--- AVAILABLE DATA ---

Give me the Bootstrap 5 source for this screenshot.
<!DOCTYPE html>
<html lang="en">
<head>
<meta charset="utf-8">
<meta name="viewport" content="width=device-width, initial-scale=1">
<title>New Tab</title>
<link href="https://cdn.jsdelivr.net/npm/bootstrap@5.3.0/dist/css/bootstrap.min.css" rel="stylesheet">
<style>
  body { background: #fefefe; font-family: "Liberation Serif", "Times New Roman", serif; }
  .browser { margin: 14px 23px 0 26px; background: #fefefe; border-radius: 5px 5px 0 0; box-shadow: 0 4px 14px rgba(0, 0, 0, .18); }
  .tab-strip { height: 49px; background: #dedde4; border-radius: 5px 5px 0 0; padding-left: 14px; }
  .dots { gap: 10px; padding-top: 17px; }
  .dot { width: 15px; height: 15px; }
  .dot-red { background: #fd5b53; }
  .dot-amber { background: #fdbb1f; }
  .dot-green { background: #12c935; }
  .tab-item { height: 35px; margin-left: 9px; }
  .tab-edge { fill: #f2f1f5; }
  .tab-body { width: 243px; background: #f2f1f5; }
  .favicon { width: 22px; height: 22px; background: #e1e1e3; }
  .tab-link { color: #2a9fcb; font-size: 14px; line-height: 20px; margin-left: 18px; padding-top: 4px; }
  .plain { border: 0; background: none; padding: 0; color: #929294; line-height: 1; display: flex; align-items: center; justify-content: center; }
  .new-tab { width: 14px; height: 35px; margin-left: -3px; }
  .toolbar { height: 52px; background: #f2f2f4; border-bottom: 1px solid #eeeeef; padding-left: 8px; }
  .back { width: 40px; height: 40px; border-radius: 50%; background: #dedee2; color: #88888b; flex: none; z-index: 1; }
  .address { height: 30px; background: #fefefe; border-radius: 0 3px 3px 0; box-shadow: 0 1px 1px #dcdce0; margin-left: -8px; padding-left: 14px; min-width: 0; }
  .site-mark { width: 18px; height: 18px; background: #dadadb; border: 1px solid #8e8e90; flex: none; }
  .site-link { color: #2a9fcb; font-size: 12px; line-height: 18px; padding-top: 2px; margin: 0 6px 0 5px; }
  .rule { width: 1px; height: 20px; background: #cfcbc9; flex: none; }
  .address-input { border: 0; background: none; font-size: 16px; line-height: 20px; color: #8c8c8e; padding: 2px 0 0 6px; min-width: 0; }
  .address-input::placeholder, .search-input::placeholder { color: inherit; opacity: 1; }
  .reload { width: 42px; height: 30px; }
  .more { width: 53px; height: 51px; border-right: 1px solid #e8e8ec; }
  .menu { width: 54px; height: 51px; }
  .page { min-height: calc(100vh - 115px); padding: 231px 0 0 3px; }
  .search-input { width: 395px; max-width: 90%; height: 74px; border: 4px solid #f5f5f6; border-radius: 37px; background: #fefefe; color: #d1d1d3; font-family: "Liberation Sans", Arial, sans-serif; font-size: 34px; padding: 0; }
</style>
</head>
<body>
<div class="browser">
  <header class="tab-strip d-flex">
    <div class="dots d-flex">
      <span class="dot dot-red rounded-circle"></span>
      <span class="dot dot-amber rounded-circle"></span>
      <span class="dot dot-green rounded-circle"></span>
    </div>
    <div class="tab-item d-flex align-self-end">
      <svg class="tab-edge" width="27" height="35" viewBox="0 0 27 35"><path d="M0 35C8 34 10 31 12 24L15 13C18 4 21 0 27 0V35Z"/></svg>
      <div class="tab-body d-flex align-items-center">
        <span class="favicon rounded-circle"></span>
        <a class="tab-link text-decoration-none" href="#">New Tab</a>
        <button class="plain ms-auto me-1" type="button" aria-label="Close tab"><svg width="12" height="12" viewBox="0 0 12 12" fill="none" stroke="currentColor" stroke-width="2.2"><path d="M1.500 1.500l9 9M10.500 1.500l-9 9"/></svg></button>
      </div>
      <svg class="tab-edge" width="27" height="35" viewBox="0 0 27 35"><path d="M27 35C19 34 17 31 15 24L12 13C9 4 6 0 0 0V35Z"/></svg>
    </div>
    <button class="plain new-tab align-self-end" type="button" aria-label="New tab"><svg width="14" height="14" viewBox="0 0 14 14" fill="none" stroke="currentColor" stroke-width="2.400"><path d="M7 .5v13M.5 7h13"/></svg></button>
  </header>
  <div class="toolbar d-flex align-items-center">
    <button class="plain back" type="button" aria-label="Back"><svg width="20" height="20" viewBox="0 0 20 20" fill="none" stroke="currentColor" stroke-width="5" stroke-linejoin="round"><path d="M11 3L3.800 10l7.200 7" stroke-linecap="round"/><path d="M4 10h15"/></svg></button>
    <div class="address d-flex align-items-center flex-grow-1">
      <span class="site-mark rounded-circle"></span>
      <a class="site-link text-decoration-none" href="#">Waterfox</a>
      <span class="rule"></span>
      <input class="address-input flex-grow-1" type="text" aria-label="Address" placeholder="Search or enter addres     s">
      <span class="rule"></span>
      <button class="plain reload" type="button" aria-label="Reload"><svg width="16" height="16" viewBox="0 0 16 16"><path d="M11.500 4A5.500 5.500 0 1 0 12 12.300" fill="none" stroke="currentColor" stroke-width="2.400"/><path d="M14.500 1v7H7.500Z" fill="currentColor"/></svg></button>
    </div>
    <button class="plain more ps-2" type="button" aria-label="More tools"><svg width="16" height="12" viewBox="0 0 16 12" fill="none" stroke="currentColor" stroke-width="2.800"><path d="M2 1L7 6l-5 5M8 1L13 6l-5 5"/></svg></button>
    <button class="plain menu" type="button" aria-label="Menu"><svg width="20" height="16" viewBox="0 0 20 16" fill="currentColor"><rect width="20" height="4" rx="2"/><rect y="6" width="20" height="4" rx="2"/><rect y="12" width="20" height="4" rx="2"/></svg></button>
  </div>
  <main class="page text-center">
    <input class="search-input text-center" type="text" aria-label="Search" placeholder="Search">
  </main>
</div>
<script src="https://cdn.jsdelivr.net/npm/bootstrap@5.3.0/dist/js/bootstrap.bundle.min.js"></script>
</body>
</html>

---

DO THIS ::
Reproduce the full listing word for word.

RIGHT ANSWER ::
Give me the Bootstrap 5 source for this screenshot.
<!DOCTYPE html>
<html lang="en">
<head>
<meta charset="utf-8">
<meta name="viewport" content="width=device-width, initial-scale=1">
<title>New Tab</title>
<link href="https://cdn.jsdelivr.net/npm/bootstrap@5.3.0/dist/css/bootstrap.min.css" rel="stylesheet">
<style>
  body { background: #fefefe; font-family: "Liberation Serif", "Times New Roman", serif; }
  .browser { margin: 14px 23px 0 26px; background: #fefefe; border-radius: 5px 5px 0 0; box-shadow: 0 4px 14px rgba(0, 0, 0, .18); }
  .tab-strip { height: 49px; background: #dedde4; border-radius: 5px 5px 0 0; padding-left: 14px; }
  .dots { gap: 10px; padding-top: 17px; }
  .dot { width: 15px; height: 15px; }
  .dot-red { background: #fd5b53; }
  .dot-amber { background: #fdbb1f; }
  .dot-green { background: #12c935; }
  .tab-item { height: 35px; margin-left: 9px; }
  .tab-edge { fill: #f2f1f5; }
  .tab-body { width: 243px; background: #f2f1f5; }
  .favicon { width: 22px; height: 22px; background: #e1e1e3; }
  .tab-link { color: #2a9fcb; font-size: 14px; line-height: 20px; margin-left: 18px; padding-top: 4px; }
  .plain { border: 0; background: none; padding: 0; color: #929294; line-height: 1; display: flex; align-items: center; justify-content: center; }
  .new-tab { width: 14px; height: 35px; margin-left: -3px; }
  .toolbar { height: 52px; background: #f2f2f4; border-bottom: 1px solid #eeeeef; padding-left: 8px; }
  .back { width: 40px; height: 40px; border-radius: 50%; background: #dedee2; color: #88888b; flex: none; z-index: 1; }
  .address { height: 30px; background: #fefefe; border-radius: 0 3px 3px 0; box-shadow: 0 1px 1px #dcdce0; margin-left: -8px; padding-left: 14px; min-width: 0; }
  .site-mark { width: 18px; height: 18px; background: #dadadb; border: 1px solid #8e8e90; flex: none; }
  .site-link { color: #2a9fcb; font-size: 12px; line-height: 18px; padding-top: 2px; margin: 0 6px 0 5px; }
  .rule { width: 1px; height: 20px; background: #cfcbc9; flex: none; }
  .address-input { border: 0; background: none; font-size: 16px; line-height: 20px; color: #8c8c8e; padding: 2px 0 0 6px; min-width: 0; }
  .address-input::placeholder, .search-input::placeholder { color: inherit; opacity: 1; }
  .reload { width: 42px; height: 30px; }
  .more { width: 53px; height: 51px; border-right: 1px solid #e8e8ec; }
  .menu { width: 54px; height: 51px; }
  .page { min-height: calc(100vh - 115px); padding: 231px 0 0 3px; }
  .search-input { width: 395px; max-width: 90%; height: 74px; border: 4px solid #f5f5f6; border-radius: 37px; background: #fefefe; color: #d1d1d3; font-family: "Liberation Sans", Arial, sans-serif; font-size: 34px; padding: 0; }
</style>
</head>
<body>
<div class="browser">
  <header class="tab-strip d-flex">
    <div class="dots d-flex">
      <span class="dot dot-red rounded-circle"></span>
      <span class="dot dot-amber rounded-circle"></span>
      <span class="dot dot-green rounded-circle"></span>
    </div>
    <div class="tab-item d-flex align-self-end">
      <svg class="tab-edge" width="27" height="35" viewBox="0 0 27 35"><path d="M0 35C8 34 10 31 12 24L15 13C18 4 21 0 27 0V35Z"/></svg>
      <div class="tab-body d-flex align-items-center">
        <span class="favicon rounded-circle"></span>
        <a class="tab-link text-decoration-none" href="#">New Tab</a>
        <button class="plain ms-auto me-1" type="button" aria-label="Close tab"><svg width="12" height="12" viewBox="0 0 12 12" fill="none" stroke="currentColor" stroke-width="2.2"><path d="M1.500 1.500l9 9M10.500 1.500l-9 9"/></svg></button>
      </div>
      <svg class="tab-edge" width="27" height="35" viewBox="0 0 27 35"><path d="M27 35C19 34 17 31 15 24L12 13C9 4 6 0 0 0V35Z"/></svg>
    </div>
    <button class="plain new-tab align-self-end" type="button" aria-label="New tab"><svg width="14" height="14" viewBox="0 0 14 14" fill="none" stroke="currentColor" stroke-width="2.400"><path d="M7 .5v13M.5 7h13"/></svg></button>
  </header>
  <div class="toolbar d-flex align-items-center">
    <button class="plain back" type="button" aria-label="Back"><svg width="20" height="20" viewBox="0 0 20 20" fill="none" stroke="currentColor" stroke-width="5" stroke-linejoin="round"><path d="M11 3L3.800 10l7.200 7" stroke-linecap="round"/><path d="M4 10h15"/></svg></button>
    <div class="address d-flex align-items-center flex-grow-1">
      <span class="site-mark rounded-circle"></span>
      <a class="site-link text-decoration-none" href="#">Waterfox</a>
      <span class="rule"></span>
      <input class="address-input flex-grow-1" type="text" aria-label="Address" placeholder="Search or enter addres     s">
      <span class="rule"></span>
      <button class="plain reload" type="button" aria-label="Reload"><svg width="16" height="16" viewBox="0 0 16 16"><path d="M11.500 4A5.500 5.500 0 1 0 12 12.300" fill="none" stroke="currentColor" stroke-width="2.400"/><path d="M14.500 1v7H7.500Z" fill="currentColor"/></svg></button>
    </div>
    <button class="plain more ps-2" type="button" aria-label="More tools"><svg width="16" height="12" viewBox="0 0 16 12" fill="none" stroke="currentColor" stroke-width="2.800"><path d="M2 1L7 6l-5 5M8 1L13 6l-5 5"/></svg></button>
    <button class="plain menu" type="button" aria-label="Menu"><svg width="20" height="16" viewBox="0 0 20 16" fill="currentColor"><rect width="20" height="4" rx="2"/><rect y="6" width="20" height="4" rx="2"/><rect y="12" width="20" height="4" rx="2"/></svg></button>
  </div>
  <main class="page text-center">
    <input class="search-input text-center" type="text" aria-label="Search" placeholder="Search">
  </main>
</div>
<script src="https://cdn.jsdelivr.net/npm/bootstrap@5.3.0/dist/js/bootstrap.bundle.min.js"></script>
</body>
</html>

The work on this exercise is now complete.